◆ INFORMATION SUPPLIED
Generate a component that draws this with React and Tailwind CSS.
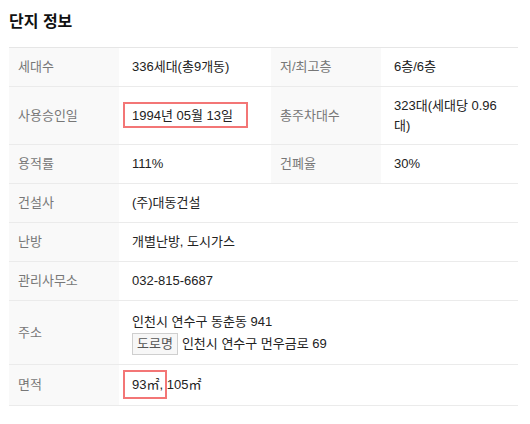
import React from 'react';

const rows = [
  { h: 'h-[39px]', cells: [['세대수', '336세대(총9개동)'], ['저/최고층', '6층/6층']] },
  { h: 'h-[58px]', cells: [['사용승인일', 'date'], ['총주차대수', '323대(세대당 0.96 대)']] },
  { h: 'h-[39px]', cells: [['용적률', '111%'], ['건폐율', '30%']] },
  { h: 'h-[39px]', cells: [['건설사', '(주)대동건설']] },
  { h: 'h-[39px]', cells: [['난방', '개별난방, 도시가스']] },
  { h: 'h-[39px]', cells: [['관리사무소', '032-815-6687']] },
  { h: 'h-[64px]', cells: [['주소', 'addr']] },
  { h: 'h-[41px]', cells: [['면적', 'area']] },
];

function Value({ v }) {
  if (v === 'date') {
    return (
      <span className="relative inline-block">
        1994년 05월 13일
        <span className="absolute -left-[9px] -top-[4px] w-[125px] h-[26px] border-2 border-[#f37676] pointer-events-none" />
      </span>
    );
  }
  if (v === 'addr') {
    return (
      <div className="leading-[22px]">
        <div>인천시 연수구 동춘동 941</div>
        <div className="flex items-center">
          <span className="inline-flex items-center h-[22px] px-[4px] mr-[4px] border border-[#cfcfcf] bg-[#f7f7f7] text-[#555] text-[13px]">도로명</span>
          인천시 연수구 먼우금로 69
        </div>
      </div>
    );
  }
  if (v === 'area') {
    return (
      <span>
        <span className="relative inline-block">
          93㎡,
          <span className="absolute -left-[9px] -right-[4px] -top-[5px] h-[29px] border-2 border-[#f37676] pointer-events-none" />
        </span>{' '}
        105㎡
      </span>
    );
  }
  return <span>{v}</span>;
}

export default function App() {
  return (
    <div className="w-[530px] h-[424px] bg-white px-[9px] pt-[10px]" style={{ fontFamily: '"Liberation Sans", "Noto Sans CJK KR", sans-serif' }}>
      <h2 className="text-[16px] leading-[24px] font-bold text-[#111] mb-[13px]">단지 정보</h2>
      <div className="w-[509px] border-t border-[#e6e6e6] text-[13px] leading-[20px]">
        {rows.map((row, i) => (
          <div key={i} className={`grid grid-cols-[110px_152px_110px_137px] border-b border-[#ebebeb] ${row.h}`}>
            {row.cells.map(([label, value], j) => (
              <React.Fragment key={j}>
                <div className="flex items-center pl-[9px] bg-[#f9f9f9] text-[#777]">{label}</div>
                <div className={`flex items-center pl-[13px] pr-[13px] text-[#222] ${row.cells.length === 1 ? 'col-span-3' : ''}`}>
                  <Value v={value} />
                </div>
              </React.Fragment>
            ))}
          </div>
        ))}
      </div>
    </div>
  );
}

--

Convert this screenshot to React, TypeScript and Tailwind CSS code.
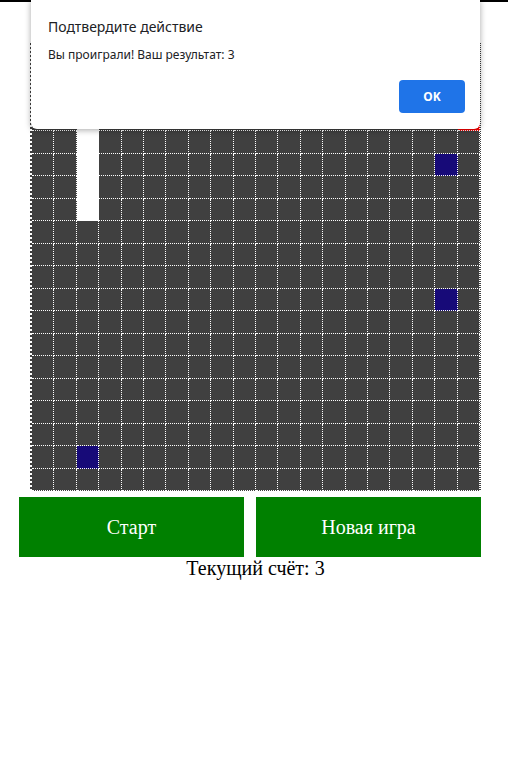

==

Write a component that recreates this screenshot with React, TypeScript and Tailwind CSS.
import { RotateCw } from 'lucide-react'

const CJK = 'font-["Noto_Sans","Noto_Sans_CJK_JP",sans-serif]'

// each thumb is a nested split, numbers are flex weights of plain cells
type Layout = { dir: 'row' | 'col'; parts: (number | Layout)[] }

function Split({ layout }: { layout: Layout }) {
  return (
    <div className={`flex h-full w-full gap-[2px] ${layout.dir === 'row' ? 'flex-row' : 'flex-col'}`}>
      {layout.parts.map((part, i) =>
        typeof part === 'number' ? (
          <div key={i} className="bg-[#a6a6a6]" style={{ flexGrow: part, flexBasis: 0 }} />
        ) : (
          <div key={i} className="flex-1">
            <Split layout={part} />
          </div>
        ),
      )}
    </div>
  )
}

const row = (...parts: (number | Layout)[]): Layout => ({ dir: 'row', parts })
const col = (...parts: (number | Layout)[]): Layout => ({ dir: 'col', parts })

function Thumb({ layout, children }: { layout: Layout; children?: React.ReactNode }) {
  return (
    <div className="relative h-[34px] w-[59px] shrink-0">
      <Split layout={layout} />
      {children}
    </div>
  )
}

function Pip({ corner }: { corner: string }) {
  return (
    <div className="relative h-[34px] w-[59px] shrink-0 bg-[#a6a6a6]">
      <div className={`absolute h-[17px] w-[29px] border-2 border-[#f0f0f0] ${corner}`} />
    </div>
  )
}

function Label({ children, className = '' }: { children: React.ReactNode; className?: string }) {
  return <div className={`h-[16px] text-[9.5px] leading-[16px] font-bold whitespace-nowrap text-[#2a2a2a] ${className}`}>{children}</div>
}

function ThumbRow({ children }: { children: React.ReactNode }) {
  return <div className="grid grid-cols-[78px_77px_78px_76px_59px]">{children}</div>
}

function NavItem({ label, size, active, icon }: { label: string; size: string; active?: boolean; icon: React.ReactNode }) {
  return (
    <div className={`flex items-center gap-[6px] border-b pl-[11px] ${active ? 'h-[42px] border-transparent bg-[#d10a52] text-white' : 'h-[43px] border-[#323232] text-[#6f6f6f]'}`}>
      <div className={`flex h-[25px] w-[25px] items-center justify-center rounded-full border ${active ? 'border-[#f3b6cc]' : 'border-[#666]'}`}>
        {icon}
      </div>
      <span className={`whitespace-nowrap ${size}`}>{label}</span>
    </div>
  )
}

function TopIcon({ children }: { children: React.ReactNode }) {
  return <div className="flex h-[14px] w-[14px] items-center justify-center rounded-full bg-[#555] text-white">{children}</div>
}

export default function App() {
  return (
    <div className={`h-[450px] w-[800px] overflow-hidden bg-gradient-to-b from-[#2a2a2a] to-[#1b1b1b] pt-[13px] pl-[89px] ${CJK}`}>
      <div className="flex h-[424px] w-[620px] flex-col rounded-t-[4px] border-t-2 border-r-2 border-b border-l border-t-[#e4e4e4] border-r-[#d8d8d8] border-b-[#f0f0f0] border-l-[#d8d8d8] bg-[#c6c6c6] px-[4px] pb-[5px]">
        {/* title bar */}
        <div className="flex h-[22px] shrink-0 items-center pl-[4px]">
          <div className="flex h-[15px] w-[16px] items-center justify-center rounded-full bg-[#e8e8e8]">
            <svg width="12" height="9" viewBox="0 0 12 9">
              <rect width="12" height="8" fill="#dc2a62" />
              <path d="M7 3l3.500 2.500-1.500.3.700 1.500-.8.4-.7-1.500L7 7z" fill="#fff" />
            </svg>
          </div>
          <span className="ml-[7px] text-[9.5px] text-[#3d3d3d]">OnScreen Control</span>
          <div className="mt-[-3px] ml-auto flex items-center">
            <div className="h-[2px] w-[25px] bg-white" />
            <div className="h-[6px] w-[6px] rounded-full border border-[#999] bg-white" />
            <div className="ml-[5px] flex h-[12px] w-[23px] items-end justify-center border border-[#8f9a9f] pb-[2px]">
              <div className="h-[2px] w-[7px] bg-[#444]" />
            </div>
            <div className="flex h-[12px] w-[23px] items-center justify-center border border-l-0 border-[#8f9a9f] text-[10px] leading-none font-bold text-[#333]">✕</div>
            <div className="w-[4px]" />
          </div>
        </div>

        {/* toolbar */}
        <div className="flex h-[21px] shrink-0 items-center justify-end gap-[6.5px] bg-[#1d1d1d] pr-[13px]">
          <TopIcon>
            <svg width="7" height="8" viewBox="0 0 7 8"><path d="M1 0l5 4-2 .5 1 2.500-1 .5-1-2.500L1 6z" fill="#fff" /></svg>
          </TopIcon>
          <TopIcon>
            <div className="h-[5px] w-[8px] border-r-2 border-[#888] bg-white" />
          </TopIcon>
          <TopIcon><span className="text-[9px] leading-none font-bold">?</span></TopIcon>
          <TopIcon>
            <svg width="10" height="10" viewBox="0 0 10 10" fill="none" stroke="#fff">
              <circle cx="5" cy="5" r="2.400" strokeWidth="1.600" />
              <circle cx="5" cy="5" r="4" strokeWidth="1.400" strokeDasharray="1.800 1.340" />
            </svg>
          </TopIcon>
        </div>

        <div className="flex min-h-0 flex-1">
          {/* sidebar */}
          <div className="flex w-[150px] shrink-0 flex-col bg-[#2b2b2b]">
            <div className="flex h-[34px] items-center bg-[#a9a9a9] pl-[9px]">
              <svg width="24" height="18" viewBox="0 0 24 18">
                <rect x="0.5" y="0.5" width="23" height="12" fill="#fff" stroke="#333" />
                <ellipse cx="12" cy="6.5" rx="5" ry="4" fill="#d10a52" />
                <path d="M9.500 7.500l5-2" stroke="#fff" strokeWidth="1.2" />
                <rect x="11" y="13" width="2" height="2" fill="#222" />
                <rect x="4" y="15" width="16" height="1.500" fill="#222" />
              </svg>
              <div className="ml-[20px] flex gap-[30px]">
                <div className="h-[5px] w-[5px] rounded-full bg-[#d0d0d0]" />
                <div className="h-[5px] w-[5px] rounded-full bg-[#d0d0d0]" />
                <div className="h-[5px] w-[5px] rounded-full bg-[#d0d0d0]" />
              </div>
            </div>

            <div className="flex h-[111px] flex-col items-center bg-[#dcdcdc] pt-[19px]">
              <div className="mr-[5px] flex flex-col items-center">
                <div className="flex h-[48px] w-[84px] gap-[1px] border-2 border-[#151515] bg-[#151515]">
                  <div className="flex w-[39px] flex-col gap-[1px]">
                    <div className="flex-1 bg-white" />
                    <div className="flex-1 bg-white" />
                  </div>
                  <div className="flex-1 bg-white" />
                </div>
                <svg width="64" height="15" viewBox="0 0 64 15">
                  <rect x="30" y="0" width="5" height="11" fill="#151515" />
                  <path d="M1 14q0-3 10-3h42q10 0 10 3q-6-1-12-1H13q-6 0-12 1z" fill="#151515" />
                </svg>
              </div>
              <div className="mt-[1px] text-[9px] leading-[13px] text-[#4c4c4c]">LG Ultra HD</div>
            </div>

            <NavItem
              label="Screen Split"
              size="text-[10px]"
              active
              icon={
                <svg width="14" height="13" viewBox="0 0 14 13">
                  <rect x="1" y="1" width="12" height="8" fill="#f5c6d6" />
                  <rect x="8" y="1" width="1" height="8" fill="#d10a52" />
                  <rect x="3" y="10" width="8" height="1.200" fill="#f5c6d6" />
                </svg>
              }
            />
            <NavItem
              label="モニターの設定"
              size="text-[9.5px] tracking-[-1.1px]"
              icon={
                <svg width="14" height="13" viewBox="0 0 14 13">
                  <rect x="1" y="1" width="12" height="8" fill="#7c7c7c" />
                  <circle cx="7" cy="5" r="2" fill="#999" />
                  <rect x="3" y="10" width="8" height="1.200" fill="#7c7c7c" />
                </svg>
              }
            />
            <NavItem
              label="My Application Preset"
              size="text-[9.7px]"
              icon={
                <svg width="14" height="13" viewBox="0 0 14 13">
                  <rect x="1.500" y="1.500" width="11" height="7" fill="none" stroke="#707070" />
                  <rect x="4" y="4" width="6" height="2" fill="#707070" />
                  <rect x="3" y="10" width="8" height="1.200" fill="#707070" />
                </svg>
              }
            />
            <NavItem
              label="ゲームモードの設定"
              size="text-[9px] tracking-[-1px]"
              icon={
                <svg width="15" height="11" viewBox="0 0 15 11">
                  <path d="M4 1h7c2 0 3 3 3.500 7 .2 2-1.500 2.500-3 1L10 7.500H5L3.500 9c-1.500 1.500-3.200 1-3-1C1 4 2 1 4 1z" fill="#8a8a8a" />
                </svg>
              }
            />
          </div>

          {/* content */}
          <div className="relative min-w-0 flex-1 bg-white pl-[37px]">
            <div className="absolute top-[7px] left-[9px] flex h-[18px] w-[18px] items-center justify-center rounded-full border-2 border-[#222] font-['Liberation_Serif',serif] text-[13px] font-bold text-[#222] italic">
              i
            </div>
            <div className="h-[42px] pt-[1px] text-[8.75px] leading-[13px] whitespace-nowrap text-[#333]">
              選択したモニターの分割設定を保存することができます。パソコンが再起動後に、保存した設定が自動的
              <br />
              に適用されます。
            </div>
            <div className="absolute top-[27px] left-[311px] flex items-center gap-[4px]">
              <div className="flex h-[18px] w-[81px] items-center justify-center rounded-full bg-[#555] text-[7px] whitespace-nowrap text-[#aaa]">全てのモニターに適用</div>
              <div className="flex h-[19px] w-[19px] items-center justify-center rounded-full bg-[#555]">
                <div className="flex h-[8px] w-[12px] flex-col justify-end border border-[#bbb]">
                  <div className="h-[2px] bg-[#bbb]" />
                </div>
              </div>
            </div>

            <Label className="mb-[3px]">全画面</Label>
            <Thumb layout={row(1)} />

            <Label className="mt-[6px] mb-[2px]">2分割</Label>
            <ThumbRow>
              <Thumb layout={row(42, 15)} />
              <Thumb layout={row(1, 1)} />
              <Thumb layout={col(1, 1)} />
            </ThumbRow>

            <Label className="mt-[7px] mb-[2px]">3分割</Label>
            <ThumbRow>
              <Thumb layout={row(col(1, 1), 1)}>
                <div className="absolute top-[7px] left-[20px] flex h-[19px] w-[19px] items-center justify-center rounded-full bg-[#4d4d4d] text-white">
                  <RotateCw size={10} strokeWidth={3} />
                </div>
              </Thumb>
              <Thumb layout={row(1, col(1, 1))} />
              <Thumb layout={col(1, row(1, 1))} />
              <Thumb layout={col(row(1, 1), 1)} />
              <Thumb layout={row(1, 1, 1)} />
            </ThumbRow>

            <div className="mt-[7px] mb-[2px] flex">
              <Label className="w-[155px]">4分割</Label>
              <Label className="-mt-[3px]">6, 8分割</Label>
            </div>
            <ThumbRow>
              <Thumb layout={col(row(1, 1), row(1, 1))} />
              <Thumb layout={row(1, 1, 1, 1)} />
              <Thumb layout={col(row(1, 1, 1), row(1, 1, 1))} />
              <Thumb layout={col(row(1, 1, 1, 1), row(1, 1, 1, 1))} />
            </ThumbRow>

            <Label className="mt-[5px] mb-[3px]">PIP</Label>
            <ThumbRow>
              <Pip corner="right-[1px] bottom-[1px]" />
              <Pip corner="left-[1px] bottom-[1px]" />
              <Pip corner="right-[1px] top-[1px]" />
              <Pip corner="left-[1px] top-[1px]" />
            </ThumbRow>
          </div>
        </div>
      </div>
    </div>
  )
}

◆ EXERCISE DIRECTIONS
Each line from the one holding "Write a component" to the one holding "dir: 'row' |", those two included, is to be transcribed exactly, and no other line.

◆ ANSWER BELOW
Write a component that recreates this screenshot with React, TypeScript and Tailwind CSS.
import { RotateCw } from 'lucide-react'

const CJK = 'font-["Noto_Sans","Noto_Sans_CJK_JP",sans-serif]'

// each thumb is a nested split, numbers are flex weights of plain cells
type Layout = { dir: 'row' | 'col'; parts: (number | Layout)[] }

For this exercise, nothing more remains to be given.